I called, introduced myself and asked about FONJEP JEP.
“Ah yes, you’re La Contre-Voie, my colleague told me about you [I’m getting to know all the people who work in this department, and obviously it’s mutual]. So, I’m going to have to stop you right there, because we really do have a lot of requests, so we only give priority to requests for full-time positions so as not to create insecure positions - and you’re asking for part-time. What’s more, we require the association to have been approved as a JEP for at least three years… whereas you don’t yet have approval.”
I’m a bit taken aback at first, having read the 40-page circular that describes this scheme and all the help pages on the government and Poitiers academy websites, I’ve never heard of this “3 years after approval” criterion, which seems to have been put in place in our department because of too many applications.

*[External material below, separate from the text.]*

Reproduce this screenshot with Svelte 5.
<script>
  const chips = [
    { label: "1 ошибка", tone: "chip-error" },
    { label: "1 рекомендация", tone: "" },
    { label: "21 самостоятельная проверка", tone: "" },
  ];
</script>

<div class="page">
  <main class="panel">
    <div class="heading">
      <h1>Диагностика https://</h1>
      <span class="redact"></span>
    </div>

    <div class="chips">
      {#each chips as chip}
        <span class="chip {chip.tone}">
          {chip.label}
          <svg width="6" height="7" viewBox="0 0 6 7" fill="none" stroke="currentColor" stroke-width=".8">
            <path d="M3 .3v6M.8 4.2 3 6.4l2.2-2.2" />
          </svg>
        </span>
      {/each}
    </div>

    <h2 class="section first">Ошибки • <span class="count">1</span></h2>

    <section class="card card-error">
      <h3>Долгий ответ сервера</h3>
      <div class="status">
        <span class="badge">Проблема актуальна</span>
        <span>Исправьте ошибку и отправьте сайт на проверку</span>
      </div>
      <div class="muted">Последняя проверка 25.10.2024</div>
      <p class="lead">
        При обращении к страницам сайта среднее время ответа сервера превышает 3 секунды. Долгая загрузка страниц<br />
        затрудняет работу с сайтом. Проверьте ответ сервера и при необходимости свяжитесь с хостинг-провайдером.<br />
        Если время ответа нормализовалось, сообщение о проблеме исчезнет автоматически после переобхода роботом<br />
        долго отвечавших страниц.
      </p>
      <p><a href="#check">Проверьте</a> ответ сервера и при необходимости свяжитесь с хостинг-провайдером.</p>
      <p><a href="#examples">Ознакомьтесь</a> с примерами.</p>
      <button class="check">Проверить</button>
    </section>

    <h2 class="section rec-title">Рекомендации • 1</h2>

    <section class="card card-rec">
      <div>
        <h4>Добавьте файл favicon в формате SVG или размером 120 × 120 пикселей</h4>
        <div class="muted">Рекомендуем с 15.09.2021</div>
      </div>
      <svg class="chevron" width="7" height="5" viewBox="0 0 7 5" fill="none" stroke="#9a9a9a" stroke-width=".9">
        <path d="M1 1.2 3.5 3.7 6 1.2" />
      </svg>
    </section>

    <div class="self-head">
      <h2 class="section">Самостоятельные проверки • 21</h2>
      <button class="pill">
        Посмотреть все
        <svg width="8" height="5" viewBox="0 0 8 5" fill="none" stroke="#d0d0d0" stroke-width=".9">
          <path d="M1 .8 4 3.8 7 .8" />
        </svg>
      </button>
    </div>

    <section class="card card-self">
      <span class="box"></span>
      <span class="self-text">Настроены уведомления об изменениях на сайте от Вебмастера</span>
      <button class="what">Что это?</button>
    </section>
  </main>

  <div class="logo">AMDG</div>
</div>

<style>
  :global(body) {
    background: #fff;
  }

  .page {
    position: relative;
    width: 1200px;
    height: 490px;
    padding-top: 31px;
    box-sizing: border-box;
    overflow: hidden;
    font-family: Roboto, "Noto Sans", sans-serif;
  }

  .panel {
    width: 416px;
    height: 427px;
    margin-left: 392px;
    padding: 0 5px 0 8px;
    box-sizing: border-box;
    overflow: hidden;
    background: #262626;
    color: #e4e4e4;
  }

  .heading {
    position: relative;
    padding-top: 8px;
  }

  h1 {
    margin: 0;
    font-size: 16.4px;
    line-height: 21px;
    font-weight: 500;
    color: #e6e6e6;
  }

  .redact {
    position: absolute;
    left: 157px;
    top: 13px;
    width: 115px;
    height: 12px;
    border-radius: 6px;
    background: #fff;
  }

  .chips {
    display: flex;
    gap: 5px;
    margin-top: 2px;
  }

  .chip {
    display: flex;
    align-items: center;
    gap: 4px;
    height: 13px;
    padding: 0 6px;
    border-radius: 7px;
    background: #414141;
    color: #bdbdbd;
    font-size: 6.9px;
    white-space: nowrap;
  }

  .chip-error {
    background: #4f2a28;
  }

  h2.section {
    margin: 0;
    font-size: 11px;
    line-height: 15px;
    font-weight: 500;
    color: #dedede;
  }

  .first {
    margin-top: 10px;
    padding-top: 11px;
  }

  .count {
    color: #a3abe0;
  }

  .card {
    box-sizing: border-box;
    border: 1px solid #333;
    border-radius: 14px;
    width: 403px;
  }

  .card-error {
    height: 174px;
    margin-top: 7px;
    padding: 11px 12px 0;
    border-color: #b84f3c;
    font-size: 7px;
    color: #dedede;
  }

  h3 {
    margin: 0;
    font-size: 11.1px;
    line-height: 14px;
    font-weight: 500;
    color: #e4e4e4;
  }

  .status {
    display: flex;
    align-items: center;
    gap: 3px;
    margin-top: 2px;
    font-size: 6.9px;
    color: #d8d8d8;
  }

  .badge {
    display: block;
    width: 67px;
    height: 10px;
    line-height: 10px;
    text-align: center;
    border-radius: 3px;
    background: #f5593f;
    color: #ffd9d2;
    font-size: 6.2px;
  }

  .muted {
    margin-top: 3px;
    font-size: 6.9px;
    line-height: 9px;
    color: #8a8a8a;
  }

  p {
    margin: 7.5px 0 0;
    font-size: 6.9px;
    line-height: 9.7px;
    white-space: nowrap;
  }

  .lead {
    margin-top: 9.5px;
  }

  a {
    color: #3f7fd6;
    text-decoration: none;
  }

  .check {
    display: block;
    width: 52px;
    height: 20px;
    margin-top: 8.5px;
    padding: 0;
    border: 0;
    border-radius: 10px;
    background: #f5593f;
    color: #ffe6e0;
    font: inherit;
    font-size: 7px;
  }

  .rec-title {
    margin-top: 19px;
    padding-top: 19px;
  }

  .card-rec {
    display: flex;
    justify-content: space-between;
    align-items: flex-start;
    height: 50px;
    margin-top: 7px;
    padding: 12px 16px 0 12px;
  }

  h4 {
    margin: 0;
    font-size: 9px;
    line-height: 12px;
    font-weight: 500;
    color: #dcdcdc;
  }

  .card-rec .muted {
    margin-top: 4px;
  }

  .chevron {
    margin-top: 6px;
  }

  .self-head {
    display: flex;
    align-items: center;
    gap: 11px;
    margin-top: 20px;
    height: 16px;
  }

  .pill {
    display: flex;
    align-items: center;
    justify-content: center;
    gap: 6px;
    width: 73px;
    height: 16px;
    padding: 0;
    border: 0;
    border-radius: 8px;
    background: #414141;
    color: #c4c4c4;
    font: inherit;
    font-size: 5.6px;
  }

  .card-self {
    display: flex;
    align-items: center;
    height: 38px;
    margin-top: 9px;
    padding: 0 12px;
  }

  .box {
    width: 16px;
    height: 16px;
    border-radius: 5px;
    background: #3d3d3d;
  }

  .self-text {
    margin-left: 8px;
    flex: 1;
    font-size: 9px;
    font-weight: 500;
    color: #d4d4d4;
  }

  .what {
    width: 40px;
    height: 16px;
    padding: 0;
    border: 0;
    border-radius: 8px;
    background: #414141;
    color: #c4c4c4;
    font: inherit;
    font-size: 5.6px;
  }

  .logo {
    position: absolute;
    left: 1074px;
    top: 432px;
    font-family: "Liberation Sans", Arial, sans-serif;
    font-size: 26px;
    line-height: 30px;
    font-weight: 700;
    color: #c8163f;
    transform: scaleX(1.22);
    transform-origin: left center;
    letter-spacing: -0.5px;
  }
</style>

I also appreciate the argument about the creation of precarious positions - it’s true that full-time volunteering for 5 years is a much more stable and permanent way of life. Much better paid…
I then play our joker, the FONJEP Jeunes, justifying that we meet all the criteria for this FONJEP:
“Oh no, but the FONJEP Jeunes was a one-shot deal, it was part of the “1 jeune 1 solution” scheme, they only did it for one year, it’s over, we don’t give any more. The information on the academy’s website isn’t up to date.“
In 20 seconds, this person has just ejected us from the set: back to square one!
And so ends our long journey to apply for the FONJEP. The moral of the story: don’t wait 2 months before calling to see if your application has been received, and sign your documents at your head office address.
We’ll be continuing our quest for other subsidies, approvals, certifications and other administrative recognitions, in the hope of finding a way to pay ourselves. In our sights at the moment: the FDVA for January 2024, grants from Nouvelle-Aquitaine and contact with the region’s SRANE (ex DANE). More in the next episode!